Paul Sandby lived during a time of changing ideas and fashions. Landscape paintings first appeared in the late 16th century. They celebrated the patron, his home, his gardens and his status. In the early 18th century engravers, such as Nathaniel and Samuel Buck, developed a new documentary style of landscape art.
In 1725 Daniel Defoe in his Tour Through the Whole Island of Great Britain described Wales as 'barbarous' and 'inhospitable'. A generation later, the ideas of thinkers such as Edmund Burke changed how people saw the natural world.

Abbey of Llan Egwerst or Valle Crucis and Castle Dinas Bran, Paul Sandby
© Llyfrgell Genedlaethol Cymru - National Library of Wales
Beauty could be found in primitive, wild and remote landscapes. The sublime was the experience of fear and horror in the face of the power and vastness of nature. The overgrown, the ruined, the wild and unordered were seen as picturesque. The beautiful, the sublime, and the picturesque all could be found in North Wales, with its ancient ruins and dramatic mountains.

Pont y Pair over the River Conway, Paul Sandby, 1776.
© Llyfrgell Genedlaethol Cymru - National Library of Wales
Unlike previous paintings of Wales only seen by the aristocracy, Sandby's XII Views of North Wales was accessible to a middle class keen to learn and to travel. In 1778 Thomas Pennant provided an ideal guidebook with A Tour in Wales, while Reverend Gilpin offered detailed advice on how to judge the perfect landscape. The tourist could satisfy all his artistic sensibilities with just one visit to North Wales.

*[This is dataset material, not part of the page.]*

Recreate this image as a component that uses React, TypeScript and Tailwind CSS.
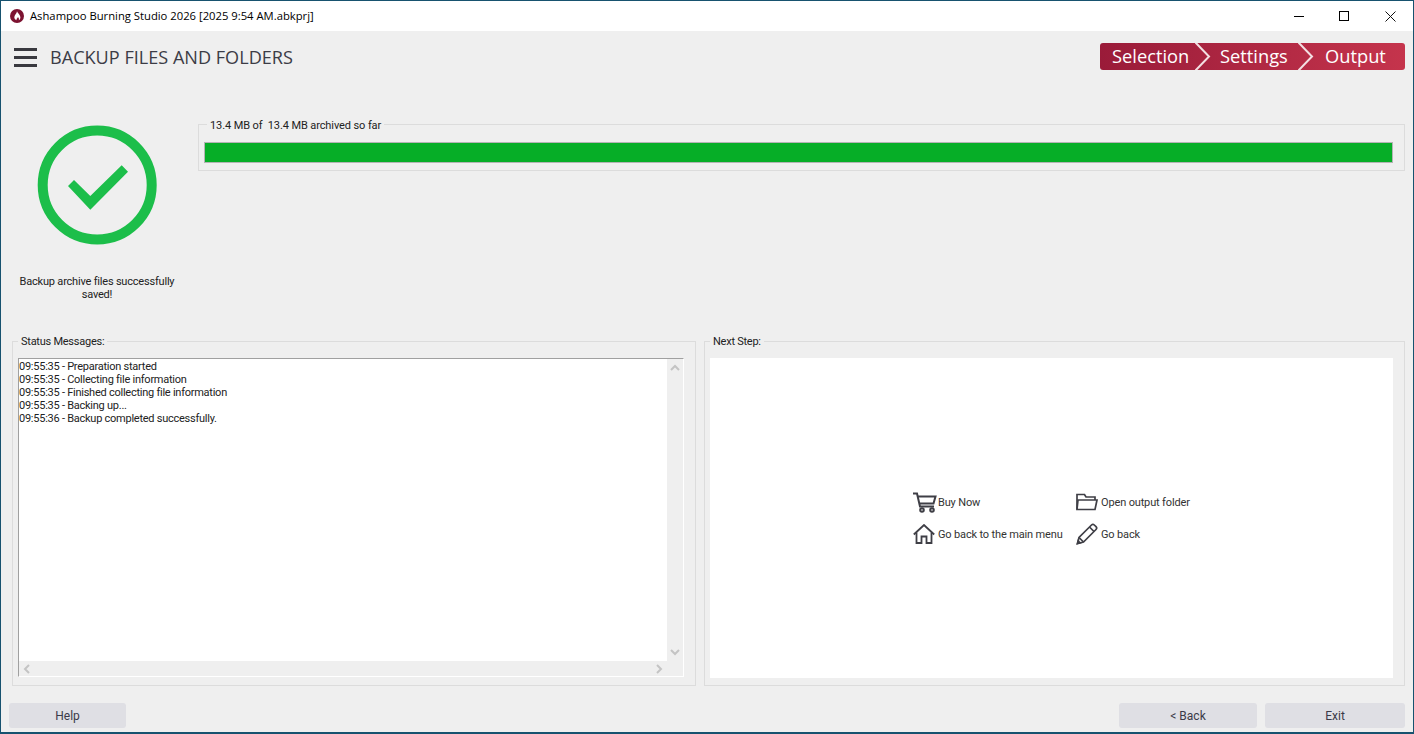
import { ReactNode } from 'react';

const logLines = [
  '09:55:35 - Preparation started',
  '09:55:35 - Collecting file information',
  '09:55:35 - Finished collecting file information',
  '09:55:35 - Backing up...',
  '09:55:36 - Backup completed successfully.',
];

const AppLogo = () => (
  <svg width="14" height="14" viewBox="0 0 14 14" className="shrink-0">
    <circle cx="7" cy="7" r="7" fill="#7c1230" />
    <path d="M7 2.200c.3 1.600 3.400 3.300 3.400 6.200 0 1.200-.6 2.300-1.600 2.900.4-1.100.1-2.200-.9-3.200-.3 1-.9 1.300-1.300 2.100-.2.4-.2.8-.1 1.100-1.300-.6-2.200-1.700-2.200-3.100 0-2.400 2.500-3.500 2.700-6z" fill="#fff" />
  </svg>
);

const CartIcon = () => (
  <svg width="24" height="21" viewBox="0 0 24 21" fill="none" stroke="#3f3f46" strokeWidth="2">
    <path d="M0 1.500h4l3 13h14" />
    <path d="M5 4.500h17.500l-2 7H6.500" />
    <circle cx="9" cy="18" r="1.800" />
    <circle cx="19" cy="18" r="1.800" />
  </svg>
);

const FolderIcon = () => (
  <svg width="22" height="18" viewBox="0 0 22 18" fill="none" stroke="#3f3f46" strokeWidth="1.700">
    <path d="M1 16.500V1.500h7.500l1.500 2.500h9v3" />
    <path d="M1 16.500l1-9.500h19l-2 9.500z" />
  </svg>
);

const HomeIcon = () => (
  <svg width="22" height="20" viewBox="0 0 22 20" fill="none" stroke="#3f3f46" strokeWidth="1.800">
    <path d="M.8 10.500L11 1l10.200 9.500" />
    <path d="M3.500 8.500V19h5v-6.500h5V19h5V8.500" />
  </svg>
);

const PencilIcon = () => (
  <svg width="22" height="22" viewBox="0 0 22 22" fill="none" stroke="#3f3f46" strokeWidth="1.700">
    <path d="M1.500 20.500l1.500-6L15.500 2a2 2 0 0 1 2.800 0l1.700 1.700a2 2 0 0 1 0 2.800L7.500 19z" />
    <path d="M3 14.500L7.500 19" />
    <path d="M13.500 4l4.500 4.500" />
    <path d="M1.500 20.500l2.500-.7-1.800-1.800z" fill="#3f3f46" />
  </svg>
);

const CheckBadge = () => (
  <svg width="120" height="120" viewBox="0 0 120 120" fill="none">
    <circle cx="60.200" cy="60" r="54.500" stroke="#1cbe4a" strokeWidth="10" />
    <polygon points="31,61 37,55 53.300,71 84.700,40.300 91,46.700 53.300,84.700" fill="#1cbe4a" />
  </svg>
);

const Chevron = ({ dir }: { dir: 'up' | 'down' | 'left' | 'right' }) => {
  const paths = {
    up: 'M1 6l4-4 4 4',
    down: 'M1 2l4 4 4-4',
    left: 'M6 1L2 5l4 4',
    right: 'M2 1l4 4-4 4',
  };
  const vertical = dir === 'up' || dir === 'down';
  return (
    <svg
      width={vertical ? 10 : 8}
      height={vertical ? 8 : 10}
      viewBox={vertical ? '0 0 10 8' : '0 0 8 10'}
      fill="none"
      stroke="#c4c4c4"
      strokeWidth="2"
    >
      <path d={paths[dir]} />
    </svg>
  );
};

const Group = ({
  title,
  legendClass,
  className,
  children,
}: {
  title: string;
  legendClass: string;
  className: string;
  children: ReactNode;
}) => (
  <fieldset className={`border border-[#dcdcdc] ${className}`}>
    <legend className={`whitespace-pre px-[3px] text-[11px] leading-[14px] text-[#222] ${legendClass}`}>{title}</legend>
    {children}
  </fieldset>
);

const FooterButton = ({ label, className }: { label: string; className: string }) => (
  <button className={`h-[25px] rounded-[3px] bg-[#dfdfe4] text-[12px] text-[#3a3a48] ${className}`}>{label}</button>
);

const NextAction = ({ icon, label }: { icon: ReactNode; label: string }) => (
  <div className="flex h-[32px] items-center">
    <div className="flex w-[25px] shrink-0 justify-start">{icon}</div>
    <span className="whitespace-nowrap pt-[2px] text-[11px] tracking-[-0.15px] text-[#333]">{label}</span>
  </div>
);

export default function App() {
  return (
    <div className="flex h-[734px] w-[1414px] flex-col overflow-hidden border border-b-2 border-[#17526f] bg-[#efefef] font-['Roboto',sans-serif]">
      {/* title bar */}
      <div className="flex h-[30px] shrink-0 items-center bg-white pl-[9px]">
        <AppLogo />
        <span className="ml-[6px] font-['Open_Sans',sans-serif] text-[11.25px] text-black">
          Ashampoo Burning Studio 2026 [2025 9:54 AM.abkprj]
        </span>
        <div className="ml-auto flex items-center">
          <div className="flex w-[45px] justify-center">
            <div className="h-px w-[10px] bg-black" />
          </div>
          <div className="flex w-[46px] justify-center">
            <div className="h-[10px] w-[10px] border border-black" />
          </div>
          <div className="flex w-[46px] justify-center">
            <svg width="11" height="11" viewBox="0 0 11 11" stroke="#111" strokeWidth="1">
              <path d="M.5.5l10 10M10.500.5l-10 10" />
            </svg>
          </div>
        </div>
      </div>

      {/* header */}
      <div className="flex h-[53px] shrink-0 items-center pl-[13px] pr-[8px]">
        <div className="flex w-[23px] flex-col gap-[5px]">
          <div className="h-[3px] bg-[#39393f]" />
          <div className="h-[3px] bg-[#39393f]" />
          <div className="h-[3px] bg-[#39393f]" />
        </div>
        <h1 className="ml-[13px] font-['Open_Sans',sans-serif] text-[18.1px] font-normal text-[#3c3c46]">
          BACKUP FILES AND FOLDERS
        </h1>
        <div className="relative mb-[2px] ml-auto flex h-[27px] w-[305px] items-center rounded-[3px] bg-gradient-to-r from-[#9a1b39] to-[#c5344c] pb-[1px] font-['Open_Sans',sans-serif] text-[18.3px] text-white">
          <span className="ml-[12px] w-[108px]">Selection</span>
          <span className="w-[105px]">Settings</span>
          <span>Output</span>
          <svg className="absolute left-[95px] top-0" width="16" height="27" viewBox="0 0 16 27" fill="none" stroke="#f3dfe2" strokeWidth="2">
            <path d="M0 -1l14 14.500L0 28" />
          </svg>
          <svg className="absolute left-[198px] top-0" width="16" height="27" viewBox="0 0 16 27" fill="none" stroke="#f3dfe2" strokeWidth="2">
            <path d="M0 -1l14 14.500L0 28" />
          </svg>
        </div>
      </div>

      {/* progress row */}
      <div className="flex h-[249px] shrink-0 pl-[11px] pr-[8px]">
        <div className="flex w-[170px] shrink-0 flex-col items-center pt-[41px]">
          <CheckBadge />
          <p className="mt-[30px] w-[170px] text-center text-[11px] leading-[13px] tracking-[-0.2px] text-[#222]">
            Backup archive files successfully saved!
          </p>
        </div>
        <Group
          title="13.4 MB of  13.4 MB archived so far"
          legendClass="ml-[3px] pt-[4px] tracking-[-0.1px]"
          className="ml-[16px] mt-[31px] h-[56px] flex-1 self-start px-[5px] pt-[9px]"
        >
          <div className="mr-[6px] h-[21px] border border-[#b4b4b4] bg-[#06ae27]" />
        </Group>
      </div>

      {/* log + next step */}
      <div className="flex h-[353px] shrink-0 gap-[8px] pl-[11px] pr-[8px]">
        <Group
          title="Status Messages:"
          legendClass="ml-0 pt-[2px] tracking-[-0.25px]"
          className="flex h-[353px] w-[684px] flex-col px-[5px] pt-[9px]"
        >
          <div className="mr-[6px] flex h-[319px] flex-col border border-t-[#a0a0a0] border-l-[#a0a0a0] border-r-white border-b-white bg-[#efefef]">
            <div className="flex h-[302px] shrink-0">
              <div className="flex-1 bg-white pt-[1px] text-[11px] leading-[13px] tracking-[-0.25px] text-[#222]">
                {logLines.map((line) => (
                  <div key={line}>{line}</div>
                ))}
              </div>
              <div className="flex w-[16px] flex-col items-center justify-between py-[5px]">
                <Chevron dir="up" />
                <Chevron dir="down" />
              </div>
            </div>
            <div className="flex h-[15px] w-[648px] items-center justify-between px-[4px]">
              <Chevron dir="left" />
              <Chevron dir="right" />
            </div>
          </div>
        </Group>
        <Group
          title="Next Step:"
          legendClass="ml-0 pt-[2px] tracking-[-0.25px]"
          className="flex h-[353px] flex-1 flex-col px-[5px] pt-[9px]"
        >
          <div className="mr-[6px] flex h-[320px] items-center justify-center bg-white">
            <div className="grid grid-cols-[163px_114px]">
              <NextAction icon={<CartIcon />} label="Buy Now" />
              <NextAction icon={<FolderIcon />} label="Open output folder" />
              <NextAction icon={<HomeIcon />} label="Go back to the main menu" />
              <NextAction icon={<PencilIcon />} label="Go back" />
            </div>
          </div>
        </Group>
      </div>

      {/* footer */}
      <div className="flex flex-1 items-start pl-[8px] pr-[8px] pt-[17px]">
        <FooterButton label="Help" className="w-[117px]" />
        <FooterButton label="< Back" className="ml-auto w-[138px]" />
        <FooterButton label="Exit" className="ml-[8px] w-[140px]" />
      </div>
    </div>
  );
}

The new ideas did not just alter the travel plans of the English. Landscape art changed too. The classical landscape with all its codes and rules gave way to the picturesque and later to the ideals of the Romantic Movement, where the imagination of the individual mattered.
Sandby's aquatints pioneered a more naturalistic style in British landscape art. The publication of XII Views in North Wales in 1776 focused artists' attention on Wales as a destination for inspiration. One such inspired artist, William Turner, travelled to Wales five times in the 1790s evolving as an artist and interpreter of the Welsh landscape in paintings we still wonder at today.
The Welsh people were onlookers in these fashionable metropolitan debates. Their mountains provided summer pastures and had been the protectors of Wales, its people and culture.
Although the locals prospered from the tourists, many were bewildered by the behaviour of the seekers of the picturesque. The educated elites of Wales scorned the ignorance of the English and their willingness to buy poor reproductions of the same old prints of Snowdon.